··· Entries supplied ···

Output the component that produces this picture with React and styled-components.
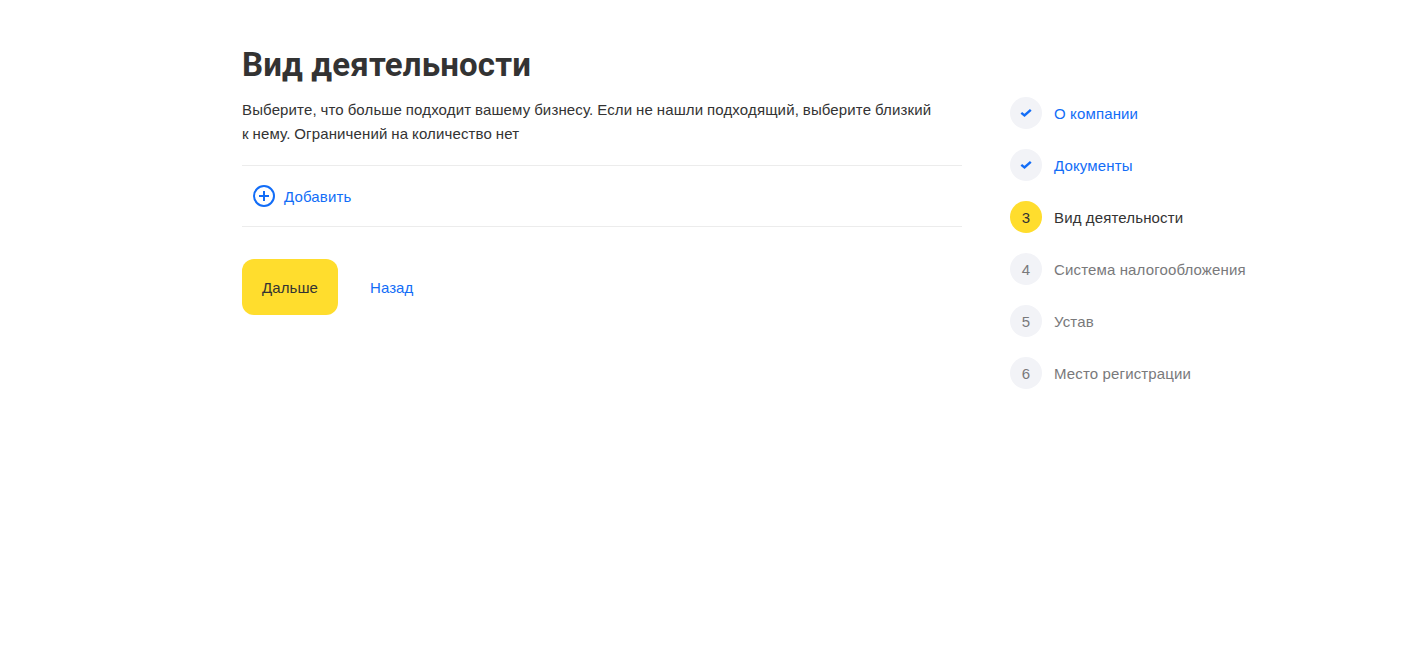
import React from "react";
import styled, { createGlobalStyle } from "styled-components";

const steps = [
  { title: "О компании", state: "done" },
  { title: "Документы", state: "done" },
  { title: "Вид деятельности", state: "active" },
  { title: "Система налогообложения", state: "next" },
  { title: "Устав", state: "next" },
  { title: "Место регистрации", state: "next" },
];

function App() {
  return (
    <>
      <GlobalStyle />
      <Container>
        <Content>
          <Title>Вид деятельности</Title>
          <Description>
            Выберите, что больше подходит вашему бизнесу. Если не нашли
            подходящий, выберите близкий
            <br />к нему. Ограничений на количество нет
          </Description>
          <AddRow>
            <PlusIcon viewBox="0 0 24 24">
              <circle cx="12" cy="12" r="10" />
              <path d="M12 7v10M7 12h10" />
            </PlusIcon>
            <Label>Добавить</Label>
          </AddRow>
          <Actions>
            <NextButton>Дальше</NextButton>
            <BackButton>Назад</BackButton>
          </Actions>
        </Content>
        <Steps>
          {steps.map((step, index) => (
            <Step key={step.title} $state={step.state}>
              <Badge $state={step.state}>
                {step.state === "done" ? (
                  <CheckIcon viewBox="0 0 12 10">
                    <path d="M1.3 4.8l3.2 2.7L10.8 1.8" />
                  </CheckIcon>
                ) : (
                  <Label>{index + 1}</Label>
                )}
              </Badge>
              <Label>{step.title}</Label>
            </Step>
          ))}
        </Steps>
      </Container>
    </>
  );
}

export default App;

const stepColors = {
  done: "#126df7",
  active: "#333",
  next: "#79797b",
};

const GlobalStyle = createGlobalStyle`
  * {
    box-sizing: border-box;
  }

  body {
    margin: 0;
    background: #fff;
    color: #333;
    font-family: "Liberation Sans", Arial, sans-serif;
    font-size: 15px;
    line-height: 24px;
    letter-spacing: 0.06px;
  }
`;

const Container = styled.div`
  display: flex;
  gap: 48px;
  padding: 45px 0 0 242px;
`;

const Content = styled.main`
  width: 720px;
`;

const Title = styled.h1`
  margin: 0 0 13px;
  font-family: Roboto, sans-serif;
  font-size: 33px;
  font-weight: 700;
  line-height: 40px;
  letter-spacing: 0.15px;
  white-space: nowrap;
`;

const Description = styled.p`
  margin: 0;
  letter-spacing: 0.14px;
  word-spacing: -0.5px;
  white-space: nowrap;
`;

const Label = styled.span`
  padding-top: 2px;
  letter-spacing: 0.14px;
`;

const AddRow = styled.div`
  display: flex;
  align-items: center;
  gap: 8px;
  height: 62px;
  margin-top: 19px;
  padding-left: 10px;
  border-top: 1px solid #ececec;
  border-bottom: 1px solid #ececec;
  color: #126df7;
`;

const PlusIcon = styled.svg`
  width: 24px;
  height: 24px;
  fill: none;
  stroke: currentColor;
  stroke-width: 2;
`;

const Actions = styled.div`
  display: flex;
  gap: 32px;
  margin-top: 32px;
`;

const Button = styled.button`
  height: 56px;
  padding: 2px 0 0;
  border: none;
  background: none;
  font: inherit;
  letter-spacing: inherit;
  cursor: pointer;
`;

const NextButton = styled(Button)`
  width: 96px;
  border-radius: 12px;
  background: #ffdd2d;
  color: #333;
`;

const BackButton = styled(Button)`
  color: #126df7;
`;

const Steps = styled.aside`
  display: flex;
  flex-direction: column;
  gap: 20px;
  padding-top: 52px;
`;

const Step = styled.div`
  display: flex;
  align-items: center;
  gap: 12px;
  height: 32px;
  color: ${({ $state }) => stepColors[$state]};
  white-space: nowrap;
`;

const Badge = styled.span`
  display: flex;
  align-items: center;
  justify-content: center;
  width: 32px;
  height: 32px;
  border-radius: 50%;
  background: ${({ $state }) => ($state === "active" ? "#ffdd2d" : "#f2f3f7")};
`;

const CheckIcon = styled.svg`
  width: 12px;
  height: 10px;
  fill: none;
  stroke: currentColor;
  stroke-width: 2.4;
`;
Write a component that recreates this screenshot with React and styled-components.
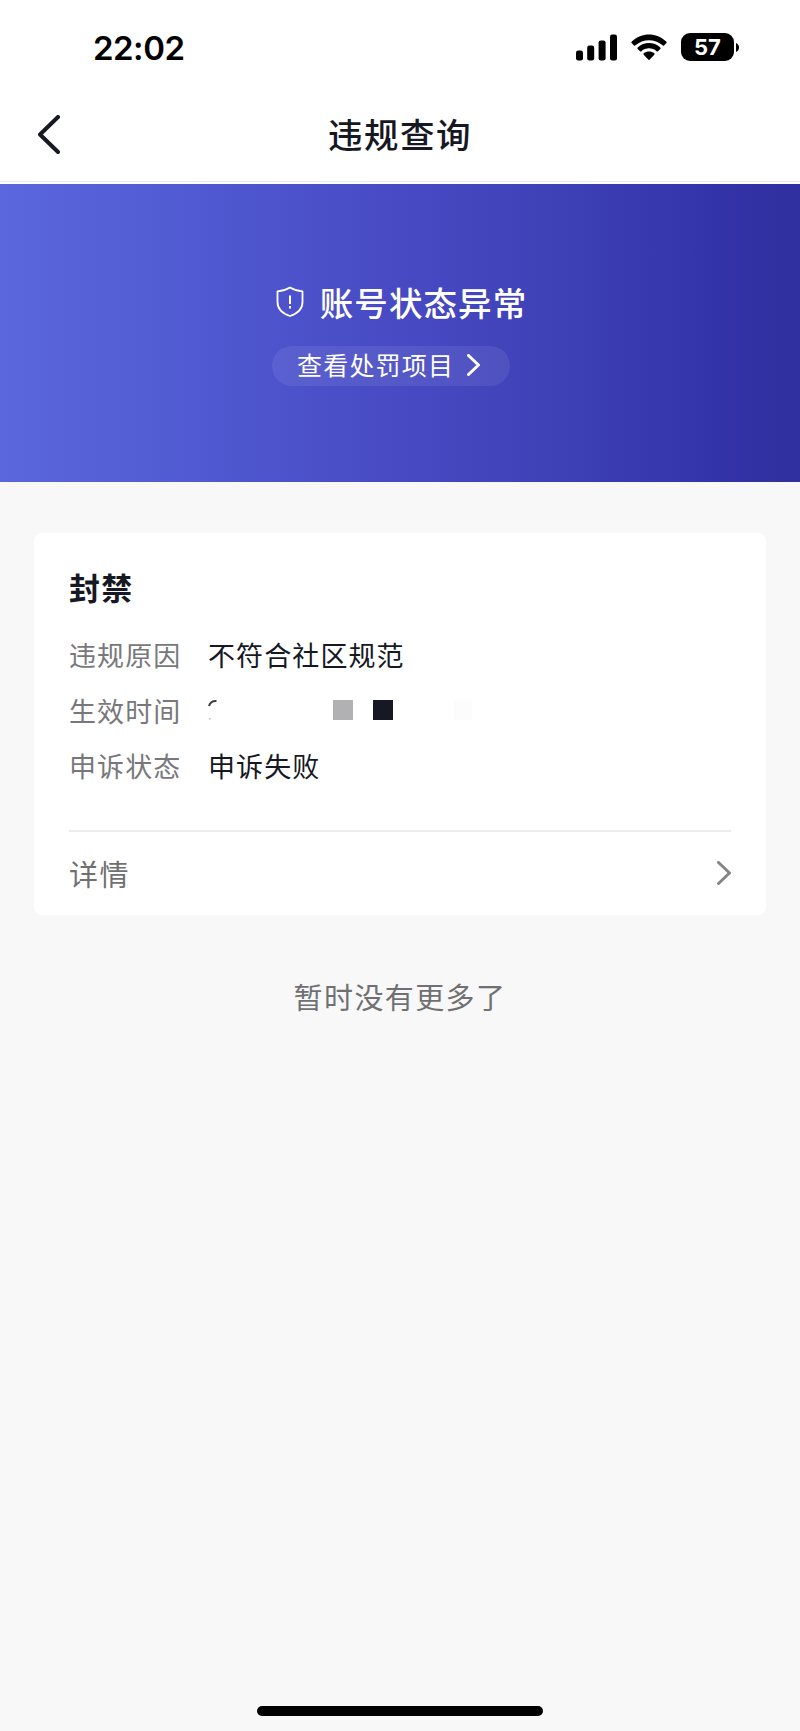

···

Tally the lines of the records holding the word "that", then state only the tally.

2